• [WHAT IS EXPECTED] Lines that include the word "page" are the ones to copy.

* Start STORED DATA *

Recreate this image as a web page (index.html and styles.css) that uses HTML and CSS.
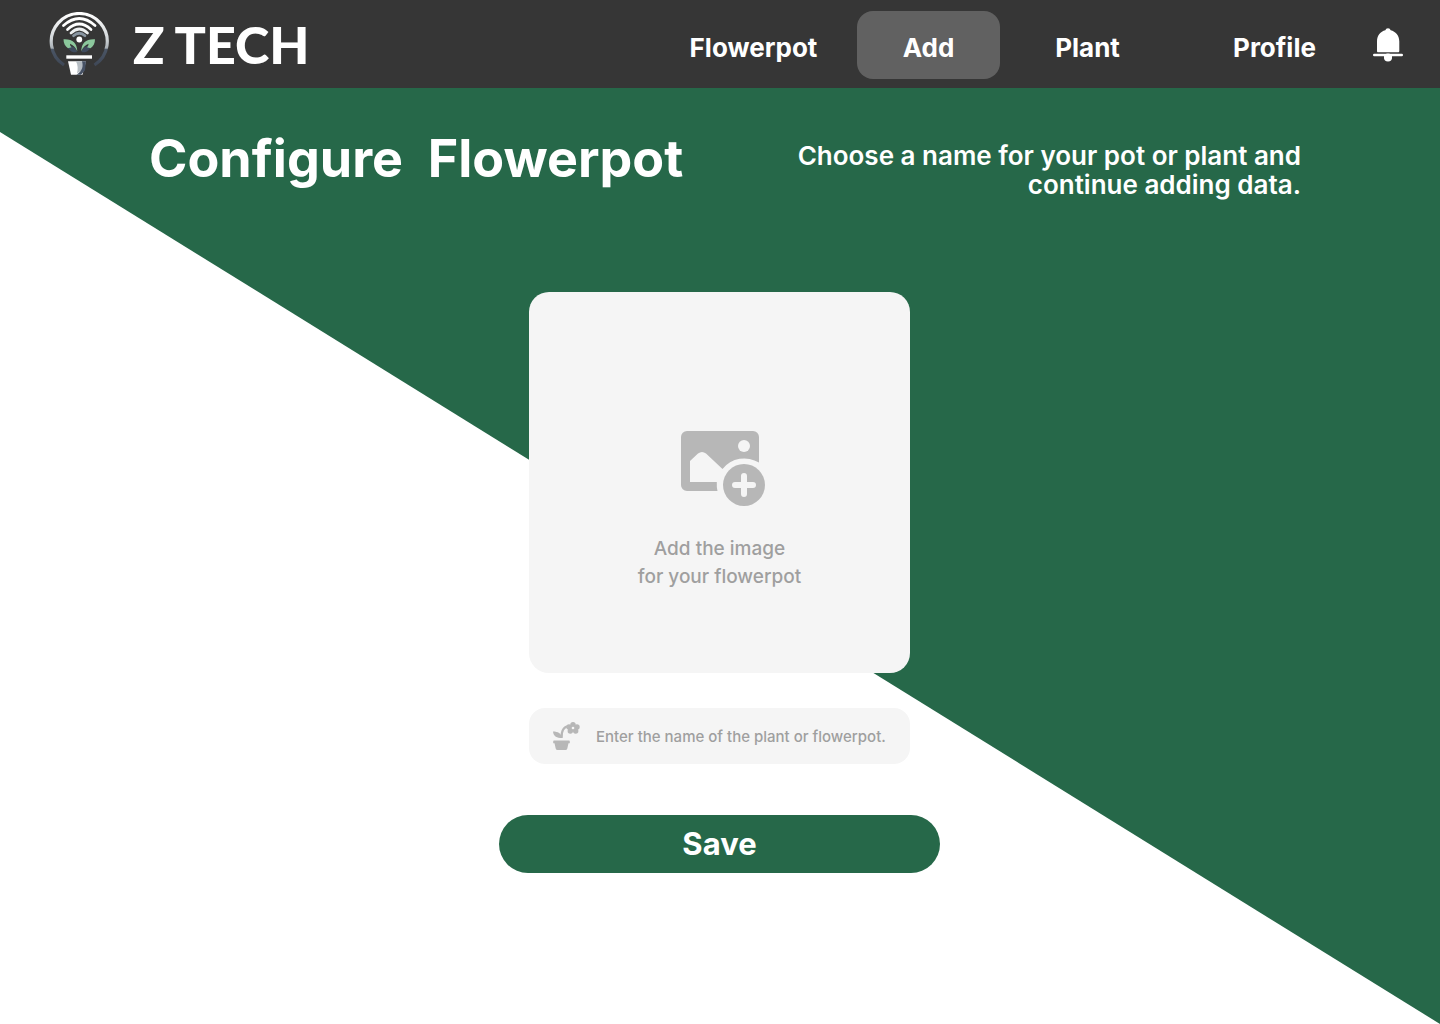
FILE: index.html
```html
<!DOCTYPE html>
<html lang="en">
<head>
<meta charset="utf-8">
<meta name="viewport" content="width=device-width, initial-scale=1">
<title>Configure Flowerpot – Z TECH</title>
<link rel="stylesheet" href="styles.css">
</head>
<body>
<header class="topbar">
  <a class="brand" href="#" aria-label="Z TECH home">
    <svg class="brand-mark" viewBox="0 0 60 64" aria-hidden="true">
      <defs>
        <linearGradient id="ring" x1="0" y1="0" x2="0" y2="1">
          <stop offset="0" stop-color="#fff"/><stop offset=".5" stop-color="#cfd4d7"/><stop offset=".67" stop-color="#a9b0b6"/><stop offset=".7" stop-color="#4a5565"/><stop offset="1" stop-color="#3f4857"/>
        </linearGradient>
      </defs>
      <path d="M15 53A28 28 0 1 1 45.500 53" fill="none" stroke="url(#ring)" stroke-width="3.200"/>
      <g fill="none" stroke="#fff" stroke-width="2.700" stroke-linecap="round">
        <path d="M14.500 13.500Q30.300 -0.500 46 13.500"/>
        <path d="M18.500 17.500Q30.300 6.500 42 17.500"/>
        <path d="M22 21Q30.300 13 38.500 21" stroke="#eef0f1"/>
        <path d="M24.500 23.700Q30.300 18.800 36 23.700" stroke="#8995a1"/>
      </g>
      <circle cx="30.300" cy="27.500" r="2.900" fill="#fff"/>
      <path d="M19 35c3-2 8 0 9 5-4 1-8-1-9-5zM41.500 35c-3-2-8 0-9 5 4 1 8-1 9-5z" fill="#3f4b5e"/>
      <path d="M14.500 27.300c9-.5 13.500 3.500 13.800 12-2-4-4-6-7.300-7.500 0 1.500.5 2.500 1.500 3.500l-3.500 1c-3-2-4.500-5-4.500-9zM46 27.300c-9-.5-13.500 3.500-13.800 12 2-4 4-6 7.300-7.500 0 1.500-.5 2.500-1.500 3.500l3.500 1c3-2 4.500-5 4.500-9z" fill="#8bc79c"/>
      <path d="M17.300 43.300h25.700v3.400h-25.700z" fill="#fff"/>
      <path d="M19 49.300h18l-3.500 13.400h-11.500z" fill="#fff"/>
      <path d="M27 49.300h7c2.500 5 .5 9-6 12 1-4 1-8-1-12z" fill="#b5bcc2"/>
      <path d="M33 49.300h4l-1 9-4 4.400h-4.500c6-4 7-8 5.500-13.400z" fill="#465164"/>
    </svg>
    <span class="brand-name"><span>Z</span><span>TECH</span></span>
  </a>
  <nav class="menu" aria-label="Main">
    <a class="menu-item" href="#">Flowerpot</a>
    <a class="menu-item is-active" href="#" aria-current="page">Add</a>
    <a class="menu-item" href="#">Plant</a>
    <a class="menu-item" href="#">Profile</a>
  </nav>
  <button class="bell" type="button" aria-label="Notifications">
    <svg viewBox="0 0 30 34" aria-hidden="true">
      <path d="M4 23V13.500C4 7.500 7.500 3.500 12.300 2.300a2.800 2.800 0 0 1 5.400 0C22.500 3.500 26.300 7.500 26.300 13.500V23c0 .9-.5 1.300-1.300 1.300H5.200C4.400 24.300 4 23.900 4 23z" fill="#fff"/>
      <path d="M1.200 25.800h27.600a1 1 0 0 1 0 2.400H19a4 4 0 0 1-8 0H1.200a1 1 0 0 1 0-2.400z" fill="#fff"/>
      <circle cx="15" cy="29.500" r="4" fill="#fff"/>
    </svg>
  </button>
</header>
<main class="page">
  <div class="intro">
    <h1 class="title">Configure  Flowerpot</h1>
    <p class="lead">Choose a name for your pot or plant and continue adding data.</p>
  </div>
  <form class="form">
    <label class="upload">
      <input class="upload-input" type="file" accept="image/*">
      <svg class="upload-icon" viewBox="0 0 84 75" aria-hidden="true">
        <path fill-rule="evenodd" d="M6 0H72a6 6 0 0 1 6 6V31.500A28 28 0 0 0 41.500 38L25 22.500Q21 19.500 17 22.500L9 30V51H35.800Q35.500 56 36.500 60H6a6 6 0 0 1-6-6V6a6 6 0 0 1 6-6z" fill="#b7b7b7"/>
        <circle cx="63" cy="15" r="6" fill="#f5f5f5"/>
        <circle cx="63" cy="54" r="21" fill="#b7b7b7"/>
        <path d="M63 45v18M54 54h18" stroke="#f5f5f5" stroke-width="6" stroke-linecap="round"/>
      </svg>
      <span class="upload-text">Add the image<br>for your flowerpot</span>
    </label>
    <div class="field">
      <svg class="field-icon" viewBox="0 0 28 30" aria-hidden="true">
        <g fill="#b7b7b7">
          <path d="M1 19.500h15q.8 0 .8 1v1.800h-1.300l-1.200 5.200q-.4 1.500-1.800 1.500H4.500q-1.400 0-1.800-1.500L1.500 22.300H.2v-1.800q0-1 .8-1z"/>
          <path d="M0 10.500c5 0 8.500 2 8.800 6.500C4 17 .5 15.500 0 10.500z"/>
          <circle cx="20" cy="3.600" r="2.700"/><circle cx="24" cy="6" r="2.700"/><circle cx="22.700" cy="10" r="2.700"/><circle cx="17.300" cy="10" r="2.700"/><circle cx="16" cy="6" r="2.700"/>
          <circle cx="20" cy="7" r="3.500"/>
        </g>
        <path d="M8.600 17C8.300 9 10.500 5.500 16 5" fill="none" stroke="#b7b7b7" stroke-width="2.200"/>
        <circle cx="20" cy="7" r="1.300" fill="#f5f5f5"/>
      </svg>
      <input class="field-input" type="text" aria-label="Plant or flowerpot name" placeholder="Enter the name of the plant or flowerpot.">
    </div>
    <button class="save" type="submit">Save</button>
  </form>
</main>
</body>
</html>
```
FILE: styles.css
```css
*, *::before { box-sizing: border-box; }

body {
  display: flex;
  flex-direction: column;
  min-height: 100vh;
  margin: 0;
  background: #fff;
  color: #fff;
  font-family: Inter, "Open Sans", sans-serif;
}

.topbar {
  display: flex;
  align-items: center;
  height: 88px;
  padding: 2px 37px 0 49px;
  background: #363636;
}

.brand {
  display: flex;
  align-items: center;
  gap: 24px;
  padding-bottom: 2px;
  color: #fff;
  text-decoration: none;
}

.brand-mark { width: 60px; height: 64px; }

.brand-name {
  display: flex;
  gap: 10px;
  font: 900 52px/64px Lato, sans-serif;
}

.menu {
  display: flex;
  align-items: center;
  gap: 16px;
  margin-left: auto;
}

.menu-item {
  min-width: 143px;
  padding-top: 6px;
  border-radius: 16px;
  color: #fff;
  font-size: 26px;
  font-weight: 700;
  line-height: 62px;
  text-align: center;
  text-decoration: none;
}

.menu-item:first-child { margin-right: 16px; }
.menu-item:last-child { margin-left: 28px; }
.menu-item.is-active { background: #616161; }

.bell {
  width: 30px;
  height: 34px;
  margin-left: 27px;
  padding: 0;
  border: 0;
  background: none;
}

.bell svg { display: block; }

.page {
  position: relative;
  z-index: 0;
  flex: 1;
  padding: 40px 139px 40px 138px;
}

.page::before {
  content: "";
  position: absolute;
  inset: 0;
  z-index: -1;
  background: #266849;
  clip-path: polygon(0 0, 100% 0, 100% 100%, 0 44px);
}

.intro {
  display: flex;
  justify-content: space-between;
  padding-left: 11px;
}

.title {
  margin: 0;
  font-size: 52px;
  font-weight: 700;
  line-height: 62px;
  white-space: pre;
}

.lead {
  max-width: 520px;
  margin: 13px 0 0;
  font-size: 26px;
  font-weight: 600;
  line-height: 29px;
  text-align: right;
}

.form {
  display: flex;
  flex-direction: column;
  align-items: center;
  margin-top: 93px;
}

.upload {
  display: flex;
  flex-direction: column;
  align-items: center;
  width: 381px;
  padding: 139px 0 82px;
  border-radius: 20px;
  background: #f5f5f5;
  cursor: pointer;
}

.upload-input {
  position: absolute;
  width: 1px;
  height: 1px;
  opacity: 0;
}

.upload-icon { width: 84px; height: 75px; margin-left: 7px; }

.upload-text {
  margin-top: 29px;
  color: #9f9f9f;
  font-size: 19px;
  font-weight: 500;
  line-height: 28px;
  text-align: center;
}

.field {
  display: flex;
  align-items: center;
  gap: 15px;
  width: 381px;
  height: 56px;
  margin-top: 35px;
  padding: 0 12px 0 24px;
  border-radius: 16px;
  background: #f5f5f5;
}

.field-icon { flex: none; width: 28px; height: 30px; }

.field-input {
  flex: 1;
  min-width: 0;
  padding: 2px 0 0;
  border: 0;
  background: none;
  color: #9f9f9f;
  font: 500 15px/24px Inter, sans-serif;
}

.field-input::placeholder { color: #9f9f9f; opacity: 1; }

.save {
  width: 441px;
  height: 58px;
  margin-top: 51px;
  border: 0;
  border-radius: 29px;
  background: #266849;
  color: #fff;
  font: 700 31px/40px Inter, sans-serif;
}
```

* End STORED DATA *

• [THE REPLY]
Recreate this image as a web page (index.html and styles.css) that uses HTML and CSS.
    <a class="menu-item is-active" href="#" aria-current="page">Add</a>
<main class="page">
.page {
.page::before {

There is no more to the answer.